The one college season that changed Thirdy Ravena’s varsity career forever was the one where he didn’t play a single UAAP basketball minute.
It was the darkest chapter in his young Ateneo career, and one that seemed to reinforce a popular knock on him: In a family of champions, Ferdinand Ravena III was never the first in line.
“I’ll be honest with you; I grew up living under Kiefer’s shadow and my dad’s shadow. Always being compared,” Thirdy told the Inquirer.
There was no escaping it. Every talk about him inevitably drew out mentions of the successes of his brother Kiefer and father Bong—a former pro who was the PBA’s Rookie of the Year in 1992.
And that one season changed everything. He emerged from the underworld of academic ineligibility different in every way: He was bigger, sinewy arms popping out of a form-fitting jersey, underscoring a hulking frame. He was better, flashing an all-around game that stretched to both ends of the floor.
But he had to start from rock bottom, from a phone call that shattered the calm of a family that was built, it seems, on success.
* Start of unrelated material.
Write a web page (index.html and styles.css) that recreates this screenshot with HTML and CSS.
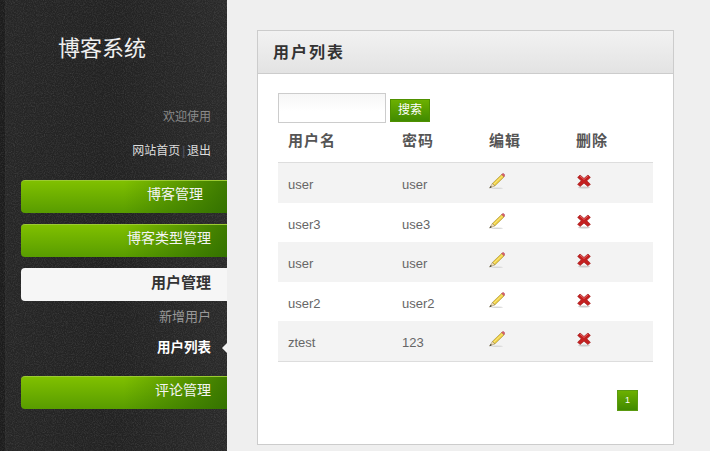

“I was in the car ride, going for a commercial, a photo shoot,” Kiefer said. The older Ravena sibling was with his mom, Mozzy, and volleyball superstar Alyssa Valdez. “We were talking nonchalantly and then all of a sudden, Thirdy calls. He had this deep voice that sounded like, ‘Ma, I didn’t make it. What can we do? Help me.’”
“Alyssa and I looked at each other and sensed there was something wrong. We weren’t really sure if what we heard was right but mama was panicking. Then, she told us, ‘Thirdy failed and he can’t [make up for] his grades anymore because it was already out.’”
Kiefer’s first reaction?
“Of course, I was shocked. Like (expletive) he’s not going to be able to play in my final year,” he said.
Thirdy, quite expectedly, was more emotional.
“It was tough. I cried. I cried a lot knowing that I wouldn’t be able to play,” said Thirdy.
In that corner of the mind inhabited by doubt, Thirdy had the sense that the setback would only give his critics credibility. They had already come down on him hard, after all, the moment he stepped into the court as a member of Ateneo’s senior squad.
His successes as a high school star evaporated in a forgettable rookie college season.
Rise to UAAP’s best
“The moment I played my first game the people were like, ‘Why is Thirdy like that in college? His game was different in high school’ or I would hear stuff about how my brother was way better than me,” Thirdy said. “I was aware of it. I see it on social media, I hear people talk about it and sometimes I really couldn’t help but compare myself to my brother because he played really well in his first year.”
The only way to shut down the noise was to focus on other things. Like getting better, for instance. Like rising from an adversity his family had never dealt with until then. Bong Ravena had a a trouble-free pro career, winning five PBA championships and getting All-Star nods. Kiefer was a two-time UAAP champ and two-time college MVP and made the All-Star in the PBA in his rookie year.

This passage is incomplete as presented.